### Given instruction
Copy each line below exactly and leave the pictures out.

Records from a collection
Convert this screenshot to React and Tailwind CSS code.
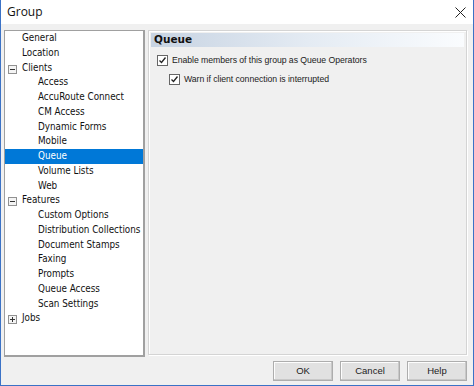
const TREE = [
  ['General', 1], ['Location', 1], ['Clients', 1, 'minus'],
  ['Access', 2], ['AccuRoute Connect', 2], ['CM Access', 2], ['Dynamic Forms', 2], ['Mobile', 2],
  ['Queue', 2, null, true], ['Volume Lists', 2], ['Web', 2],
  ['Features', 1, 'minus'],
  ['Custom Options', 2], ['Distribution Collections', 2], ['Document Stamps', 2], ['Faxing', 2],
  ['Prompts', 2], ['Queue Access', 2], ['Scan Settings', 2],
  ['Jobs', 1, 'plus'],
]

function Expander({ kind }) {
  return (
    <span className="absolute left-[3px] top-[4px] w-[9px] h-[9px] border border-[#919191] bg-[#f4f4f4] flex items-center justify-center">
      <span className="absolute w-[5px] h-[1px] bg-[#333]" />
      {kind === 'plus' && <span className="absolute w-[1px] h-[5px] bg-[#333]" />}
    </span>
  )
}

function Check({ label }) {
  return (
    <div className="flex items-center gap-[4px]">
      <span className="w-[11px] h-[11px] border border-[#666] bg-white flex items-center justify-center">
        <svg width="9" height="9" viewBox="0 0 9 9">
          <path d="M1.5 4.5 L3.5 6.5 L7.5 1.5" stroke="#222" strokeWidth="1.3" fill="none" />
        </svg>
      </span>
      <span className="text-[8.7px] text-[#222] tracking-[-0.05px] whitespace-nowrap">{label}</span>
    </div>
  )
}

function Btn({ children }) {
  return (
    <button className="w-[60px] h-[20px] border border-[#adadad] bg-[#e1e1e1] text-[9.5px] text-[#222] shadow-[inset_-1px_-1px_0_#c8c8c8,inset_1px_1px_0_#fdfdfd]">
      {children}
    </button>
  )
}

export default function App() {
  return (
    <div className="w-[474px] h-[386px] flex flex-col bg-[#f0f0f0] border-x border-b border-[#3b72c6] font-['Liberation_Sans',Arial,sans-serif] overflow-hidden">
      {/* titlebar */}
      <div className="h-[24px] bg-white flex items-center justify-between pl-[6px] pr-[7px] shrink-0">
        <span className="text-[12px] text-[#111] font-['Open_Sans',sans-serif]">Group</span>
        <svg width="11" height="11" viewBox="0 0 11 11">
          <path d="M0.5 0.5 L10.5 10.5 M10.5 0.5 L0.5 10.5" stroke="#222" strokeWidth="1" />
        </svg>
      </div>

      <div className="flex gap-[3px] pl-[3px] pr-[6px] pt-[6px]">
        {/* tree */}
        <div className="w-[141px] h-[327px] bg-white border border-[#a0a0a0] border-r-2 border-b-2 font-['DejaVu_Sans_Condensed','DejaVu_Sans',sans-serif] text-[9.8px] text-[#111]">
          {TREE.map(([label, lvl, exp, sel]) => (
            <div key={label}
              className={`relative h-[14.75px] leading-[14.75px] whitespace-nowrap ${lvl === 1 ? 'pl-[17px]' : 'pl-[33px]'} ${sel ? 'bg-[#0078d7] text-white' : ''}`}>
              {exp && <Expander kind={exp} />}
              {label}
            </div>
          ))}
        </div>

        {/* content */}
        <div className="flex-1 h-[325px] border border-[#d4d4d4] shadow-[inset_1px_1px_0_#ffffff,1px_1px_0_#ffffff] p-[2px]">
          <div className="h-[14px] bg-gradient-to-r from-[#c7d3e2] via-[#e4ebf3] to-[#fafcfe] pl-[3px] flex items-center">
            <span className="font-['DejaVu_Sans',Verdana,sans-serif] font-bold text-[10.5px] text-[#111]">Queue</span>
          </div>
          <div className="pl-[6px] pt-[7px] flex flex-col gap-[6px]">
            <Check label="Enable members of this group as Queue Operators" />
            <div className="pl-[12px]">
              <Check label="Warn if client connection is interrupted" />
            </div>
          </div>
        </div>
      </div>

      <div className="flex justify-end gap-[7px] pr-[6px] pt-[4px]">
        <Btn>OK</Btn>
        <Btn>Cancel</Btn>
        <Btn>Help</Btn>
      </div>
    </div>
  )
}
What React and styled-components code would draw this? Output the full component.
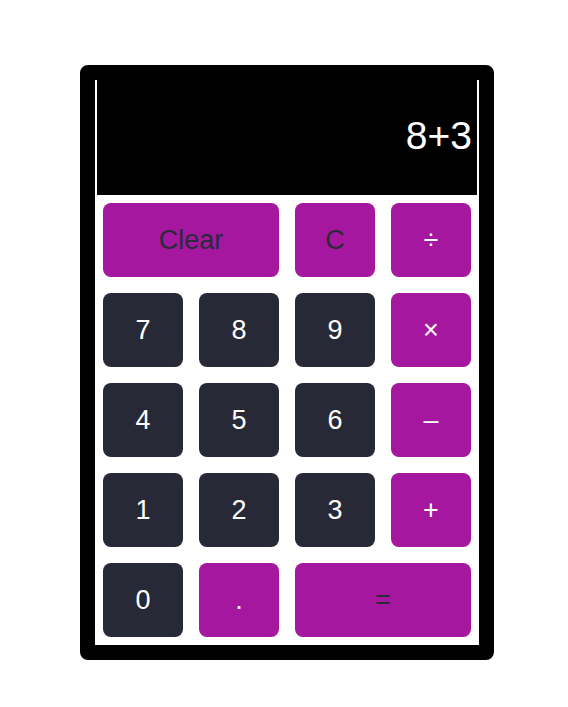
import React from "react";
import styled, { createGlobalStyle } from "styled-components";

const Global = createGlobalStyle`
  html, body { margin: 0; padding: 0; background: #fff; }
  body { font-family: "Liberation Sans", Arial, sans-serif; }
`;

const Page = styled.div`
  padding: 65px 0 0 80px;
`;

const Frame = styled.div`
  width: 384px;
  border: 15px solid #000;
  border-radius: 8px;
  background: #fff;
`;

const Display = styled.div`
  height: 115px;
  margin: 0 2px;
  background: #000;
  color: #fff;
  font-size: 39px;
  display: flex;
  align-items: center;
  justify-content: flex-end;
  padding: 0 5px 3px 0;
  box-sizing: border-box;
`;

const Pad = styled.div`
  display: grid;
  grid-template-columns: repeat(4, 80px);
  grid-auto-rows: 74px;
  gap: 16px;
  padding: 8px;
`;

const Key = styled.button`
  grid-column: span ${(p) => p.$span || 1};
  border: none;
  border-radius: 8px;
  font-family: "Liberation Sans", Arial, sans-serif;
  font-size: 27px;
  cursor: pointer;
  background: ${(p) => (p.$op ? "#a5179f" : "#282936")};
  color: ${(p) => (p.$darkText ? "#2b2a3a" : "#fff")};
  display: flex;
  align-items: center;
  justify-content: center;
  padding: 0;
`;

const keys = [
  { l: "Clear", op: 1, dark: 1, span: 2 },
  { l: "C", op: 1, dark: 1 },
  { l: "÷", op: 1 },
  { l: "7" },
  { l: "8" },
  { l: "9" },
  { l: "×", op: 1 },
  { l: "4" },
  { l: "5" },
  { l: "6" },
  { l: "–", op: 1 },
  { l: "1" },
  { l: "2" },
  { l: "3" },
  { l: "+", op: 1 },
  { l: "0" },
  { l: ".", op: 1 },
  { l: "=", op: 1, dark: 1, span: 2 },
];

export default function App() {
  return (
    <>
      <Global />
      <Page>
        <Frame>
          <Display>8+3</Display>
          <Pad>
            {keys.map((k) => (
              <Key key={k.l} $op={k.op} $darkText={k.dark} $span={k.span}>
                {k.l}
              </Key>
            ))}
          </Pad>
        </Frame>
      </Page>
    </>
  );
}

### Task result
Convert this screenshot to React and Tailwind CSS code.
const TREE = [
  ['General', 1], ['Location', 1], ['Clients', 1, 'minus'],
  ['Access', 2], ['AccuRoute Connect', 2], ['CM Access', 2], ['Dynamic Forms', 2], ['Mobile', 2],
  ['Queue', 2, null, true], ['Volume Lists', 2], ['Web', 2],
  ['Features', 1, 'minus'],
  ['Custom Options', 2], ['Distribution Collections', 2], ['Document Stamps', 2], ['Faxing', 2],
  ['Prompts', 2], ['Queue Access', 2], ['Scan Settings', 2],
  ['Jobs', 1, 'plus'],
]

function Expander({ kind }) {
  return (
    <span className="absolute left-[3px] top-[4px] w-[9px] h-[9px] border border-[#919191] bg-[#f4f4f4] flex items-center justify-center">
      <span className="absolute w-[5px] h-[1px] bg-[#333]" />
      {kind === 'plus' && <span className="absolute w-[1px] h-[5px] bg-[#333]" />}
    </span>
  )
}

function Check({ label }) {
  return (
    <div className="flex items-center gap-[4px]">
      <span className="w-[11px] h-[11px] border border-[#666] bg-white flex items-center justify-center">
        <svg width="9" height="9" viewBox="0 0 9 9">
          <path d="M1.5 4.5 L3.5 6.5 L7.5 1.5" stroke="#222" strokeWidth="1.3" fill="none" />
        </svg>
      </span>
      <span className="text-[8.7px] text-[#222] tracking-[-0.05px] whitespace-nowrap">{label}</span>
    </div>
  )
}

function Btn({ children }) {
  return (
    <button className="w-[60px] h-[20px] border border-[#adadad] bg-[#e1e1e1] text-[9.5px] text-[#222] shadow-[inset_-1px_-1px_0_#c8c8c8,inset_1px_1px_0_#fdfdfd]">
      {children}
    </button>
  )
}

export default function App() {
  return (
    <div className="w-[474px] h-[386px] flex flex-col bg-[#f0f0f0] border-x border-b border-[#3b72c6] font-['Liberation_Sans',Arial,sans-serif] overflow-hidden">
      {/* titlebar */}
      <div className="h-[24px] bg-white flex items-center justify-between pl-[6px] pr-[7px] shrink-0">
        <span className="text-[12px] text-[#111] font-['Open_Sans',sans-serif]">Group</span>
        <svg width="11" height="11" viewBox="0 0 11 11">
          <path d="M0.5 0.5 L10.5 10.5 M10.5 0.5 L0.5 10.5" stroke="#222" strokeWidth="1" />
        </svg>
      </div>

      <div className="flex gap-[3px] pl-[3px] pr-[6px] pt-[6px]">
        {/* tree */}
        <div className="w-[141px] h-[327px] bg-white border border-[#a0a0a0] border-r-2 border-b-2 font-['DejaVu_Sans_Condensed','DejaVu_Sans',sans-serif] text-[9.8px] text-[#111]">
          {TREE.map(([label, lvl, exp, sel]) => (
            <div key={label}
              className={`relative h-[14.75px] leading-[14.75px] whitespace-nowrap ${lvl === 1 ? 'pl-[17px]' : 'pl-[33px]'} ${sel ? 'bg-[#0078d7] text-white' : ''}`}>
              {exp && <Expander kind={exp} />}
              {label}
            </div>
          ))}
        </div>

        {/* content */}
        <div className="flex-1 h-[325px] border border-[#d4d4d4] shadow-[inset_1px_1px_0_#ffffff,1px_1px_0_#ffffff] p-[2px]">
          <div className="h-[14px] bg-gradient-to-r from-[#c7d3e2] via-[#e4ebf3] to-[#fafcfe] pl-[3px] flex items-center">
            <span className="font-['DejaVu_Sans',Verdana,sans-serif] font-bold text-[10.5px] text-[#111]">Queue</span>
          </div>
          <div className="pl-[6px] pt-[7px] flex flex-col gap-[6px]">
            <Check label="Enable members of this group as Queue Operators" />
            <div className="pl-[12px]">
              <Check label="Warn if client connection is interrupted" />
            </div>
          </div>
        </div>
      </div>

      <div className="flex justify-end gap-[7px] pr-[6px] pt-[4px]">
        <Btn>OK</Btn>
        <Btn>Cancel</Btn>
        <Btn>Help</Btn>
      </div>
    </div>
  )
}
What React and styled-components code would draw this? Output the full component.
import React from "react";
import styled, { createGlobalStyle } from "styled-components";

const Global = createGlobalStyle`
  html, body { margin: 0; padding: 0; background: #fff; }
  body { font-family: "Liberation Sans", Arial, sans-serif; }
`;

const Page = styled.div`
  padding: 65px 0 0 80px;
`;

const Frame = styled.div`
  width: 384px;
  border: 15px solid #000;
  border-radius: 8px;
  background: #fff;
`;

const Display = styled.div`
  height: 115px;
  margin: 0 2px;
  background: #000;
  color: #fff;
  font-size: 39px;
  display: flex;
  align-items: center;
  justify-content: flex-end;
  padding: 0 5px 3px 0;
  box-sizing: border-box;
`;

const Pad = styled.div`
  display: grid;
  grid-template-columns: repeat(4, 80px);
  grid-auto-rows: 74px;
  gap: 16px;
  padding: 8px;
`;

const Key = styled.button`
  grid-column: span ${(p) => p.$span || 1};
  border: none;
  border-radius: 8px;
  font-family: "Liberation Sans", Arial, sans-serif;
  font-size: 27px;
  cursor: pointer;
  background: ${(p) => (p.$op ? "#a5179f" : "#282936")};
  color: ${(p) => (p.$darkText ? "#2b2a3a" : "#fff")};
  display: flex;
  align-items: center;
  justify-content: center;
  padding: 0;
`;

const keys = [
  { l: "Clear", op: 1, dark: 1, span: 2 },
  { l: "C", op: 1, dark: 1 },
  { l: "÷", op: 1 },
  { l: "7" },
  { l: "8" },
  { l: "9" },
  { l: "×", op: 1 },
  { l: "4" },
  { l: "5" },
  { l: "6" },
  { l: "–", op: 1 },
  { l: "1" },
  { l: "2" },
  { l: "3" },
  { l: "+", op: 1 },
  { l: "0" },
  { l: ".", op: 1 },
  { l: "=", op: 1, dark: 1, span: 2 },
];

export default function App() {
  return (
    <>
      <Global />
      <Page>
        <Frame>
          <Display>8+3</Display>
          <Pad>
            {keys.map((k) => (
              <Key key={k.l} $op={k.op} $darkText={k.dark} $span={k.span}>
                {k.l}
              </Key>
            ))}
          </Pad>
        </Frame>
      </Page>
    </>
  );
}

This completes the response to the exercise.